■ Collected data ■

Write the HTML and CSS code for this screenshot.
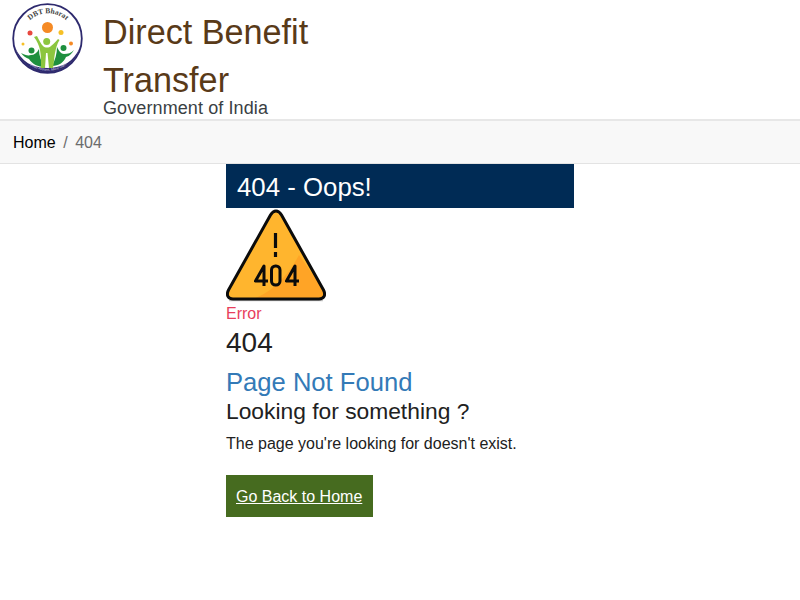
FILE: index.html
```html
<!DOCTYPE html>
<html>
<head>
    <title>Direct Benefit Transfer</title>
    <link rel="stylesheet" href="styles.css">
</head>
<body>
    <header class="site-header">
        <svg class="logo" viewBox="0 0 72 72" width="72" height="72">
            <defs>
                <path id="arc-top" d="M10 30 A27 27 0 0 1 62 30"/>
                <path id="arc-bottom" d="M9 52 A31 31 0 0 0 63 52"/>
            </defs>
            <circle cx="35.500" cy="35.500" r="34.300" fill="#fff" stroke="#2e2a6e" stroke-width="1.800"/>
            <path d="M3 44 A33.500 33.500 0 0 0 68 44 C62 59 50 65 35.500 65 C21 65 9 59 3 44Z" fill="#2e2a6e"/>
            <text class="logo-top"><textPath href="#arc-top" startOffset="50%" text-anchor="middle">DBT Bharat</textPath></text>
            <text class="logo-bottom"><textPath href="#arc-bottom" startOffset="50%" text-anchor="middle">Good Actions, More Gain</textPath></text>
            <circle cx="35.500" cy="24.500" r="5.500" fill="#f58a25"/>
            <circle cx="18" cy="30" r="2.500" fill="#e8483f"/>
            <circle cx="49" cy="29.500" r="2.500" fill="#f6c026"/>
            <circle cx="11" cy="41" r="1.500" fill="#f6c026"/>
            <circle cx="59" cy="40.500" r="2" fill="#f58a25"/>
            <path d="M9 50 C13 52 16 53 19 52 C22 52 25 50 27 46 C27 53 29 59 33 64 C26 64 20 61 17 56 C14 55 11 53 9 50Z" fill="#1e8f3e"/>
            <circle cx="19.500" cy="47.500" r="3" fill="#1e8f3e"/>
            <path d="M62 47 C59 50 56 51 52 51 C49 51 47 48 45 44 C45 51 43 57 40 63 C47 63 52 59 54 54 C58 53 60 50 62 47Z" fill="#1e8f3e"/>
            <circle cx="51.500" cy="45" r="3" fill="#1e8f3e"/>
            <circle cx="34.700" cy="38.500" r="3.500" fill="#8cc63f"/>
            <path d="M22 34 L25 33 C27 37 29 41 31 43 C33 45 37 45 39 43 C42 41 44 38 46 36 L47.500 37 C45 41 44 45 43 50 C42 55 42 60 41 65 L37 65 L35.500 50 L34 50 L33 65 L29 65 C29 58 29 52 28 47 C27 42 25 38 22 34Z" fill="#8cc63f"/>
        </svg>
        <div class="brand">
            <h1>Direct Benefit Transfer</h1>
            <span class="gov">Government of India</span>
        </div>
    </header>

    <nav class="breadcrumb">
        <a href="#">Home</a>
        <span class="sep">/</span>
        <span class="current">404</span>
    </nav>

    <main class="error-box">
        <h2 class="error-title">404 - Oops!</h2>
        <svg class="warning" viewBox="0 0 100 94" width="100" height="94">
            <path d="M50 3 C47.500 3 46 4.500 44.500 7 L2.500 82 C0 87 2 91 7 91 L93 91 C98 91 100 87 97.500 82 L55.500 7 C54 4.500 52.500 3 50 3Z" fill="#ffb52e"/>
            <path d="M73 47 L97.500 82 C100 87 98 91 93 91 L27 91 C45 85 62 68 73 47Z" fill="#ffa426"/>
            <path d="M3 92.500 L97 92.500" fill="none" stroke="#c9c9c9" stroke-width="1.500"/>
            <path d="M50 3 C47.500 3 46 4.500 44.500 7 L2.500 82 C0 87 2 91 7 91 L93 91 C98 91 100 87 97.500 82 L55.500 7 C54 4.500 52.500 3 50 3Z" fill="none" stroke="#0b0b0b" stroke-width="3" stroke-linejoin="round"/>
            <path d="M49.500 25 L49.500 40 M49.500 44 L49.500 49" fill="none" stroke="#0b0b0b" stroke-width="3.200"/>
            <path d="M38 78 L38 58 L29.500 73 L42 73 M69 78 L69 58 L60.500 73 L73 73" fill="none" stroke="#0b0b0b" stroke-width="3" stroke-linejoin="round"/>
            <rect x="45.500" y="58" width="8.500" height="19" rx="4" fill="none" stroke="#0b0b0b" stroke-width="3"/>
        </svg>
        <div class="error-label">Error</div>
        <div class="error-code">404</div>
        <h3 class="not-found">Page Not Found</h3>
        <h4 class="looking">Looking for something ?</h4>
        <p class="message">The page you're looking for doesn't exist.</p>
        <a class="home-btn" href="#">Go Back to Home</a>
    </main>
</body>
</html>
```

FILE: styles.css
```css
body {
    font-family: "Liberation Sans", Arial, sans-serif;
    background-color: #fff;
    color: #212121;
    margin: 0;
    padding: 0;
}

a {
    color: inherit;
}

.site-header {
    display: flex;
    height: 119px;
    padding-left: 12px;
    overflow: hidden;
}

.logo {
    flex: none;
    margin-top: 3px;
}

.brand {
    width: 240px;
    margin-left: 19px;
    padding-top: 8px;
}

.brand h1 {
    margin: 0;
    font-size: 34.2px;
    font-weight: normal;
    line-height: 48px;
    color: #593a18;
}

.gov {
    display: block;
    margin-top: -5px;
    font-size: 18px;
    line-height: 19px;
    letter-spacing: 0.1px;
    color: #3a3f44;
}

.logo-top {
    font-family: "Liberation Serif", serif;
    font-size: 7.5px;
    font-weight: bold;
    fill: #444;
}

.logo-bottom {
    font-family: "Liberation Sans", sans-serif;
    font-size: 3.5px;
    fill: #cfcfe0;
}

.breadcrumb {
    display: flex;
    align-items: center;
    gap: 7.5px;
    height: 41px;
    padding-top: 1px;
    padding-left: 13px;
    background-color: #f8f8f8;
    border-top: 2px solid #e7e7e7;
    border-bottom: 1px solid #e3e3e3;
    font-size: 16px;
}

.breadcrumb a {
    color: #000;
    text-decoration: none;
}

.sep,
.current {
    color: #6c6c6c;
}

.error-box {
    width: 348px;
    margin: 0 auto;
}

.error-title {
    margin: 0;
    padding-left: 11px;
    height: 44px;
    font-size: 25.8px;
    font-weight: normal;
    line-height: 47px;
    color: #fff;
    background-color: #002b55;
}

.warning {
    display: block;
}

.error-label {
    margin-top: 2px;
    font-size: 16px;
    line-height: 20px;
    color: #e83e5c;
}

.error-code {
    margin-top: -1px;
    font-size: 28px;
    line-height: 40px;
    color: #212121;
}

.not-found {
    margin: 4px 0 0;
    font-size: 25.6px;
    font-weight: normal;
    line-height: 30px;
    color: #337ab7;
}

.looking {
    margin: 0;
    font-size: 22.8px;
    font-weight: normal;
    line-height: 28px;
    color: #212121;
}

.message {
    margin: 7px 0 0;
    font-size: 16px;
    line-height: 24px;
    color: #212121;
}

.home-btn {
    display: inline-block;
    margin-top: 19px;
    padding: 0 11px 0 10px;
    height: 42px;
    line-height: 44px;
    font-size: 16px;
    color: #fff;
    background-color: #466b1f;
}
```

■ Short problem ■
Reproduce every line precisely as given, omitting all pictures.

■ Result of the task ■
Write the HTML and CSS code for this screenshot.
FILE: index.html
```html
<!DOCTYPE html>
<html>
<head>
    <title>Direct Benefit Transfer</title>
    <link rel="stylesheet" href="styles.css">
</head>
<body>
    <header class="site-header">
        <svg class="logo" viewBox="0 0 72 72" width="72" height="72">
            <defs>
                <path id="arc-top" d="M10 30 A27 27 0 0 1 62 30"/>
                <path id="arc-bottom" d="M9 52 A31 31 0 0 0 63 52"/>
            </defs>
            <circle cx="35.500" cy="35.500" r="34.300" fill="#fff" stroke="#2e2a6e" stroke-width="1.800"/>
            <path d="M3 44 A33.500 33.500 0 0 0 68 44 C62 59 50 65 35.500 65 C21 65 9 59 3 44Z" fill="#2e2a6e"/>
            <text class="logo-top"><textPath href="#arc-top" startOffset="50%" text-anchor="middle">DBT Bharat</textPath></text>
            <text class="logo-bottom"><textPath href="#arc-bottom" startOffset="50%" text-anchor="middle">Good Actions, More Gain</textPath></text>
            <circle cx="35.500" cy="24.500" r="5.500" fill="#f58a25"/>
            <circle cx="18" cy="30" r="2.500" fill="#e8483f"/>
            <circle cx="49" cy="29.500" r="2.500" fill="#f6c026"/>
            <circle cx="11" cy="41" r="1.500" fill="#f6c026"/>
            <circle cx="59" cy="40.500" r="2" fill="#f58a25"/>
            <path d="M9 50 C13 52 16 53 19 52 C22 52 25 50 27 46 C27 53 29 59 33 64 C26 64 20 61 17 56 C14 55 11 53 9 50Z" fill="#1e8f3e"/>
            <circle cx="19.500" cy="47.500" r="3" fill="#1e8f3e"/>
            <path d="M62 47 C59 50 56 51 52 51 C49 51 47 48 45 44 C45 51 43 57 40 63 C47 63 52 59 54 54 C58 53 60 50 62 47Z" fill="#1e8f3e"/>
            <circle cx="51.500" cy="45" r="3" fill="#1e8f3e"/>
            <circle cx="34.700" cy="38.500" r="3.500" fill="#8cc63f"/>
            <path d="M22 34 L25 33 C27 37 29 41 31 43 C33 45 37 45 39 43 C42 41 44 38 46 36 L47.500 37 C45 41 44 45 43 50 C42 55 42 60 41 65 L37 65 L35.500 50 L34 50 L33 65 L29 65 C29 58 29 52 28 47 C27 42 25 38 22 34Z" fill="#8cc63f"/>
        </svg>
        <div class="brand">
            <h1>Direct Benefit Transfer</h1>
            <span class="gov">Government of India</span>
        </div>
    </header>

    <nav class="breadcrumb">
        <a href="#">Home</a>
        <span class="sep">/</span>
        <span class="current">404</span>
    </nav>

    <main class="error-box">
        <h2 class="error-title">404 - Oops!</h2>
        <svg class="warning" viewBox="0 0 100 94" width="100" height="94">
            <path d="M50 3 C47.500 3 46 4.500 44.500 7 L2.500 82 C0 87 2 91 7 91 L93 91 C98 91 100 87 97.500 82 L55.500 7 C54 4.500 52.500 3 50 3Z" fill="#ffb52e"/>
            <path d="M73 47 L97.500 82 C100 87 98 91 93 91 L27 91 C45 85 62 68 73 47Z" fill="#ffa426"/>
            <path d="M3 92.500 L97 92.500" fill="none" stroke="#c9c9c9" stroke-width="1.500"/>
            <path d="M50 3 C47.500 3 46 4.500 44.500 7 L2.500 82 C0 87 2 91 7 91 L93 91 C98 91 100 87 97.500 82 L55.500 7 C54 4.500 52.500 3 50 3Z" fill="none" stroke="#0b0b0b" stroke-width="3" stroke-linejoin="round"/>
            <path d="M49.500 25 L49.500 40 M49.500 44 L49.500 49" fill="none" stroke="#0b0b0b" stroke-width="3.200"/>
            <path d="M38 78 L38 58 L29.500 73 L42 73 M69 78 L69 58 L60.500 73 L73 73" fill="none" stroke="#0b0b0b" stroke-width="3" stroke-linejoin="round"/>
            <rect x="45.500" y="58" width="8.500" height="19" rx="4" fill="none" stroke="#0b0b0b" stroke-width="3"/>
        </svg>
        <div class="error-label">Error</div>
        <div class="error-code">404</div>
        <h3 class="not-found">Page Not Found</h3>
        <h4 class="looking">Looking for something ?</h4>
        <p class="message">The page you're looking for doesn't exist.</p>
        <a class="home-btn" href="#">Go Back to Home</a>
    </main>
</body>
</html>
```

FILE: styles.css
```css
body {
    font-family: "Liberation Sans", Arial, sans-serif;
    background-color: #fff;
    color: #212121;
    margin: 0;
    padding: 0;
}

a {
    color: inherit;
}

.site-header {
    display: flex;
    height: 119px;
    padding-left: 12px;
    overflow: hidden;
}

.logo {
    flex: none;
    margin-top: 3px;
}

.brand {
    width: 240px;
    margin-left: 19px;
    padding-top: 8px;
}

.brand h1 {
    margin: 0;
    font-size: 34.2px;
    font-weight: normal;
    line-height: 48px;
    color: #593a18;
}

.gov {
    display: block;
    margin-top: -5px;
    font-size: 18px;
    line-height: 19px;
    letter-spacing: 0.1px;
    color: #3a3f44;
}

.logo-top {
    font-family: "Liberation Serif", serif;
    font-size: 7.5px;
    font-weight: bold;
    fill: #444;
}

.logo-bottom {
    font-family: "Liberation Sans", sans-serif;
    font-size: 3.5px;
    fill: #cfcfe0;
}

.breadcrumb {
    display: flex;
    align-items: center;
    gap: 7.5px;
    height: 41px;
    padding-top: 1px;
    padding-left: 13px;
    background-color: #f8f8f8;
    border-top: 2px solid #e7e7e7;
    border-bottom: 1px solid #e3e3e3;
    font-size: 16px;
}

.breadcrumb a {
    color: #000;
    text-decoration: none;
}

.sep,
.current {
    color: #6c6c6c;
}

.error-box {
    width: 348px;
    margin: 0 auto;
}

.error-title {
    margin: 0;
    padding-left: 11px;
    height: 44px;
    font-size: 25.8px;
    font-weight: normal;
    line-height: 47px;
    color: #fff;
    background-color: #002b55;
}

.warning {
    display: block;
}

.error-label {
    margin-top: 2px;
    font-size: 16px;
    line-height: 20px;
    color: #e83e5c;
}

.error-code {
    margin-top: -1px;
    font-size: 28px;
    line-height: 40px;
    color: #212121;
}

.not-found {
    margin: 4px 0 0;
    font-size: 25.6px;
    font-weight: normal;
    line-height: 30px;
    color: #337ab7;
}

.looking {
    margin: 0;
    font-size: 22.8px;
    font-weight: normal;
    line-height: 28px;
    color: #212121;
}

.message {
    margin: 7px 0 0;
    font-size: 16px;
    line-height: 24px;
    color: #212121;
}

.home-btn {
    display: inline-block;
    margin-top: 19px;
    padding: 0 11px 0 10px;
    height: 42px;
    line-height: 44px;
    font-size: 16px;
    color: #fff;
    background-color: #466b1f;
}
```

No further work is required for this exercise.